What is FGM?
Female Genital Mutilation (FGM) happens any time the external female genitalia (including the labia and clitoris) are deliberately cut, injured or changed, but where there's no medical reason for this to be done.
The Scottish Government's formal statement opposing FGM explains that FGM is:
- illegal in Scotland and the UK
- usually carried out on young girls between infancy and the age of 15
- a form of violence against women and girls
- never needed for medical reasons
- not approved by any religion
FGM is also known as "female circumcision" or "cutting", and by other terms such as khatna, sunna, gudniin, halalays, tahur, megrez and khitan, among others.
FGM interferes with the natural functions of a woman or girl's body and can seriously harm their health. It can cause long-term problems with sex, childbirth and mental health. FGM is against a person's rights to:
- health, security and physical integrity
- freedom from torture and cruel, inhuman or degrading treatment
- life (when the procedure results in death)
The law on FGM
Anyone found guilty of carrying out FGM – or helping it to take place – faces up to 14 years in prison, a fine or both. A UK national or permanent UK resident is guilty of a crime if they carry out FGM outside of Scotland or help arrange for it to be done.

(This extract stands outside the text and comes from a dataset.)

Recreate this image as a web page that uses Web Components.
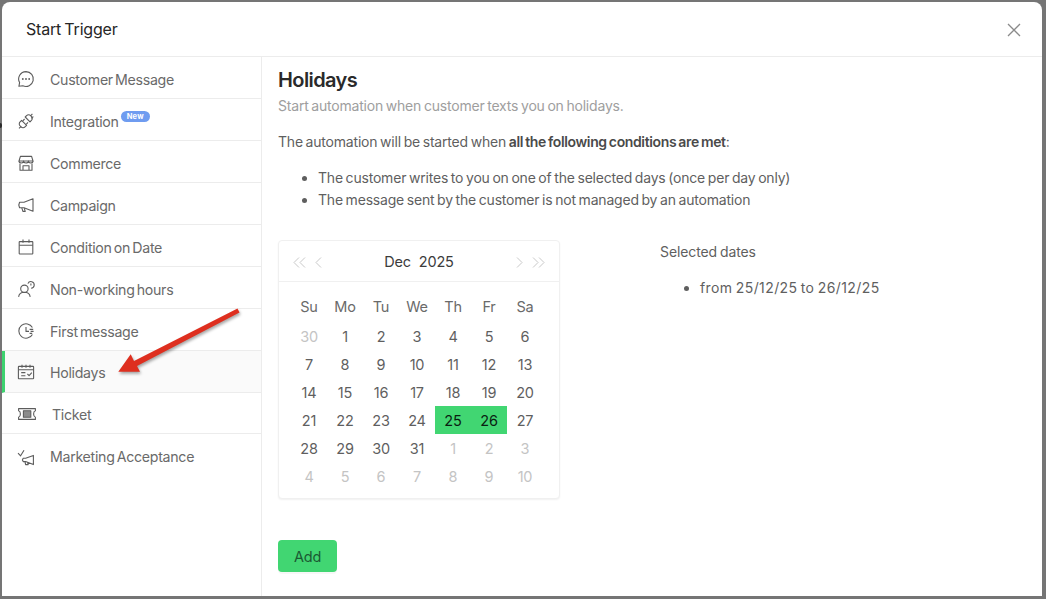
<!DOCTYPE html>
<html lang="en"><head><meta charset="utf-8"><title>Start Trigger</title>
<style>
html,body{margin:0;height:100%}
body{background:#757575;font-family:Inter,"Liberation Sans",sans-serif;overflow:hidden}
</style></head><body>
<edge-speck></edge-speck>
<trigger-modal heading="Start Trigger">
  <trigger-nav slot="nav">
    <nav-row label="Customer Message" icon="chat"></nav-row>
    <nav-row label="Integration" icon="plug" badge="New"></nav-row>
    <nav-row label="Commerce" icon="store"></nav-row>
    <nav-row label="Campaign" icon="mega"></nav-row>
    <nav-row label="Condition on Date" icon="cal"></nav-row>
    <nav-row label="Non-working hours" icon="user"></nav-row>
    <nav-row label="First message" icon="clock"></nav-row>
    <nav-row label="Holidays" icon="holiday" active></nav-row>
    <nav-row label="Ticket" icon="ticket" wide></nav-row>
    <nav-row label="Marketing Acceptance" icon="accept"></nav-row>
  </trigger-nav>
  <holiday-panel></holiday-panel>
  <red-arrow slot="overlay"></red-arrow>
</trigger-modal>
<script>
const ICONS={
chat:'<path d="M9 1.6a7.4 7.4 0 1 1-3.2 14.1L1.9 16.3l.7-3.7A7.4 7.4 0 0 1 9 1.6z"/><circle cx="5.8" cy="9" r=".4"/><circle cx="9" cy="9" r=".4"/><circle cx="12.2" cy="9" r=".4"/>',
plug:'<path d="M2 16.4l2.2-2M15.4 1.8l-2 2.2M16.4 4.6l-2.2 1.6"/><path d="M4.6 8.4l5 5-1.6 1.5a2.8 2.8 0 0 1-4-.1l-.9-.9a2.8 2.8 0 0 1 0-4z"/><path d="M8.2 5l4.8 4.8 1.4-1.4a2.8 2.8 0 0 0 0-4l-.8-.8a2.8 2.8 0 0 0-4 0z"/><path d="M7.6 7l-1.8 1.9M11 10.4l-1.8 1.9"/>',
store:'<path d="M3.4 2.4h11.2l1.4 4.6H2z"/><path d="M2 7c0 2.6 4.6 2.6 4.6 0 0 2.6 4.8 2.6 4.8 0 0 2.6 4.6 2.6 4.6 0"/><path d="M3 9.4v6.8h12V9.4M6 16.2v-4.4h6v4.4"/>',
mega:'<path d="M16 2.8v12.4L7 11.8H2.6L1.8 9l.8-2.8H7z"/><path d="M4.8 11.8l1.1 3.6h2.3l-.9-3.2"/>',
cal:'<rect x="2.2" y="3.6" width="13.6" height="12.4" rx=".6"/><path d="M2.2 7.2h13.6M6 1.6v3.2M12 1.6v3.2"/>',
user:'<circle cx="7.4" cy="8.8" r="3.7"/><path d="M1.6 16.8c.5-3.4 2.8-4.6 5.8-4.6s5.3 1.2 5.8 4.6"/><path d="M10.9 3.6a3.3 3.3 0 1 1 3.2 4.6"/><path d="M13.9 3.4v2.2"/>',
clock:'<path d="M15.4 5.6A7.2 7.2 0 1 0 15.4 12.4"/><path d="M9 5v4.4h3"/><path d="M12.6 7.4h3.6M13.6 9.4h3M12.6 11.4h2.6"/>',
holiday:'<rect x="1.4" y="3.4" width="15.2" height="12.4" rx=".6"/><path d="M1.4 6.8h15.2M5 1.8v3M9 1.8v3M13 1.8v3M4.2 9.6h4.2M4.2 12.8h4.2M10.4 11l1.7 1.7 2.7-3.1"/>',
ticket:'<path d="M.6 3.6h16.8v2.2c-1.4.4-1.8 1.6-1.8 3.2s.4 2.8 1.8 3.2v2.2H.6v-2.2c1.4-.4 1.8-1.6 1.8-3.2S2 6.2.6 5.8z"/><path d="M5.4 5.8h7.4v6.4H5.4z" fill="#8c8c8c"/>',
accept:'<path d="M16.4 7.4v9.2L8.6 13.6H6.2l-.8-1.7.8-1.7h2.4zM8 13.6l.6 3h2.6l-.6-2"/><path d="M1 5.2l2.6 2.6L7 2.2"/>'
};
class EdgeSpeck extends HTMLElement{
 connectedCallback(){
  this.attachShadow({mode:'open'}).innerHTML=`<style>:host{position:absolute;left:0;top:123px;width:2px;height:5px;border-radius:0 2px 2px 0;background:#2a2a2a}</style>`;
 }
}
class TriggerModal extends HTMLElement{
 connectedCallback(){
  this.attachShadow({mode:'open'}).innerHTML=`<style>
  :host{display:block;position:relative;box-sizing:border-box;width:1040px;height:594px;margin:2px 0 0 2px;background:#fff;border-radius:8px 8px 0 0;overflow:hidden;color:#262626}
  header{height:55px;box-sizing:border-box;border-bottom:1px solid #ececec;display:flex;align-items:center;justify-content:space-between;padding:0 21px 1px 24px;font-size:16px;letter-spacing:-.2px;word-spacing:-1px}
  .body{display:flex;height:539px}
  svg{display:block;margin-top:2px}
  </style>
  <header><span>${this.getAttribute('heading')}</span>
  <svg width="14" height="14" viewBox="0 0 14 14" fill="none" stroke="#8a8a8a" stroke-width="1.3"><path d="M1 1l12 12M13 1L1 13"/></svg></header>
  <div class="body"><slot name="nav"></slot><slot></slot></div><slot name="overlay"></slot>`;
 }
}
class TriggerNav extends HTMLElement{
 connectedCallback(){
  this.attachShadow({mode:'open'}).innerHTML=`<style>:host{display:block;box-sizing:border-box;width:260px;flex:none;border-right:1px solid #ececec}</style><slot></slot>`;
 }
}
class NavRow extends HTMLElement{
 connectedCallback(){
  const a=this.hasAttribute('active'),w=this.hasAttribute('wide'),b=this.getAttribute('badge');
  this.attachShadow({mode:'open'}).innerHTML=`<style>
  :host{display:flex;align-items:center;box-sizing:border-box;height:${w?41:42}px;border-bottom:1px solid #ececec;padding:${a?1:w?2:3}px 0 0 ${a?12:w?16:15}px;font-size:14.2px;letter-spacing:-.3px;word-spacing:-1.5px;color:#6a6a6a;background:${a?'#fafafa':'transparent'};${a?'border-left:3px solid #3dd26f;':''}}
  :host(:last-child){border-bottom:0}
  svg{flex:none;width:18px;height:18px;fill:none;stroke:#5c5c5c;stroke-width:1.1;stroke-linejoin:round;margin-right:${w?16:15}px;overflow:visible}
  .new{align-self:flex-start;margin:9px 0 0 2px;height:11px;line-height:11px;padding:0 6px;border-radius:6px;background:#6f9cf0;color:#fff;font-size:7.5px;font-weight:700;letter-spacing:.2px}
  </style><svg viewBox="0 0 18 18">${ICONS[this.getAttribute('icon')]}</svg><span>${this.getAttribute('label')}</span>${b?`<span class="new">${b}</span>`:''}`;
 }
}
class MonthCalendar extends HTMLElement{
 connectedCallback(){
  const head=['Su','Mo','Tu','We','Th','Fr','Sa'];
  const days=[[30,1]];
  for(let d=1;d<=31;d++)days.push([d,d==25||d==26?2:0]);
  for(let d=1;d<=10;d++)days.push([d,1]);
  this.attachShadow({mode:'open'}).innerHTML=`<style>
  :host{display:block;box-sizing:border-box;width:282px;height:259px;border:1px solid #f0f0f0;border-radius:4px;box-shadow:0 1px 2px rgba(0,0,0,.06);background:#fff;flex:none}
  .top{height:41px;box-sizing:border-box;border-bottom:1px solid #f0f0f0;display:flex;align-items:center;padding:0 14px;color:#c2c2c2}
  .title{flex:1;text-align:center;font-size:14.5px;color:#3c3c3c;word-spacing:4px;padding-top:1px}
  .arrows{display:flex;gap:9px;align-items:center;margin-top:3px}
  svg{display:block;fill:none;stroke:#c8c8c8;stroke-width:1}
  .grid{display:grid;grid-template-columns:repeat(7,36px);grid-template-rows:29px;grid-auto-rows:28px;padding:11px 12px 0 12px;text-align:center;font-size:14.5px;color:#5f5f5f}
  .grid>*{line-height:30px;height:28px}
  .grid>.h{line-height:28px;color:#6a6a6a}
  .off{color:#c4c4c4}
  .sel{background:#41d672;color:#0a1f12}
  </style>
  <div class="top"><span class="arrows"><svg width="13" height="11" viewBox="0 0 13 11"><path d="M6 .5L1 5.5l5 5M12 .5l-5 5 5 5"/></svg><svg width="7" height="11" viewBox="0 0 7 11"><path d="M6 .5L1 5.5l5 5"/></svg></span>
  <span class="title">Dec 2025</span>
  <span class="arrows"><svg width="7" height="11" viewBox="0 0 7 11"><path d="M1 .5l5 5-5 5"/></svg><svg width="13" height="11" viewBox="0 0 13 11"><path d="M1 .5l5 5-5 5M7 .5l5 5-5 5"/></svg></span></div>
  <div class="grid">${head.map(h=>`<div class="h">${h}</div>`).join('')}${days.map(([d,s])=>`<div class="${s==1?'off':s==2?'sel':''}">${d}</div>`).join('')}</div>`;
 }
}
class GreenButton extends HTMLElement{
 connectedCallback(){
  this.attachShadow({mode:'open'}).innerHTML=`<style>:host{display:inline-flex;align-items:center;justify-content:center;box-sizing:border-box;width:59px;height:32px;border-radius:4px;background:#41d672;color:#1b5a33;font-size:14.5px;box-shadow:0 2px 0 rgba(0,0,0,.03)}</style><slot></slot>`;
 }
}
class HolidayPanel extends HTMLElement{
 connectedCallback(){
  this.attachShadow({mode:'open'}).innerHTML=`<style>
  :host{display:block;flex:1;padding:10px 0 0 16px;font-size:14px;letter-spacing:-.2px;word-spacing:-1px;color:#5f5f5f}
  h2{margin:0;font-size:20px;line-height:26px;font-weight:600;color:#2a2a2a;letter-spacing:-.6px}
  .sub{margin:2px 0 0;line-height:22px;color:#9e9e9e}
  .lead{margin:14px 0 0;line-height:22px}
  b{font-weight:600;color:#4a4a4a;letter-spacing:-.37px}
  ul{margin:0;padding:0 0 0 40px}
  li{line-height:22px}
  .c1{margin-top:14px}
  .row{display:flex;margin-top:29px}
  .sel{margin-left:100px;padding-top:1px}
  .sel p{margin:0;line-height:22px;letter-spacing:-.1px}
  .sel ul{margin-top:14px}
  .sel li{letter-spacing:.4px}
  .act{margin-top:41px}
  </style>
  <h2>Holidays</h2>
  <p class="sub">Start automation when customer texts you on holidays.</p>
  <p class="lead">The automation will be started when <b>all the following conditions are met</b>:</p>
  <ul class="c1"><li>The customer writes to you on one of the selected days (once per day only)</li><li>The message sent by the customer is not managed by an automation</li></ul>
  <div class="row"><month-calendar></month-calendar><div class="sel"><p>Selected dates</p><ul><li>from 25/12/25 to 26/12/25</li></ul></div></div>
  <div class="act"><green-button>Add</green-button></div>`;
 }
}
class RedArrow extends HTMLElement{
 connectedCallback(){
  this.attachShadow({mode:'open'}).innerHTML=`<style>:host{position:absolute;left:110px;top:300px;width:135px;height:85px;pointer-events:none}svg{display:block;overflow:visible;filter:drop-shadow(1px 2px 1.5px rgba(0,0,0,.35))}</style>
  <svg width="135" height="85" viewBox="112 302 135 85"><path d="M237.5 308.5L239.5 312.5 137 366 140 371.7 118.3 371.7 130.7 354.3 134 361z" fill="#de2f1f"/></svg>`;
 }
}
customElements.define('edge-speck',EdgeSpeck);
customElements.define('trigger-modal',TriggerModal);
customElements.define('trigger-nav',TriggerNav);
customElements.define('nav-row',NavRow);
customElements.define('month-calendar',MonthCalendar);
customElements.define('green-button',GreenButton);
customElements.define('holiday-panel',HolidayPanel);
customElements.define('red-arrow',RedArrow);
</script>
</body></html>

FGM has been illegal in Scotland since 1985. The Female Genital Mutilation (Scotland) Act 2005 brought back into effect the legal powers of the Prohibition of Female Genital Mutilation (Scotland) Act 2005. It also extended women's legal protection by making it a criminal offence to have FGM carried out either in Scotland or outside the country. FGM is also illegal throughout the UK.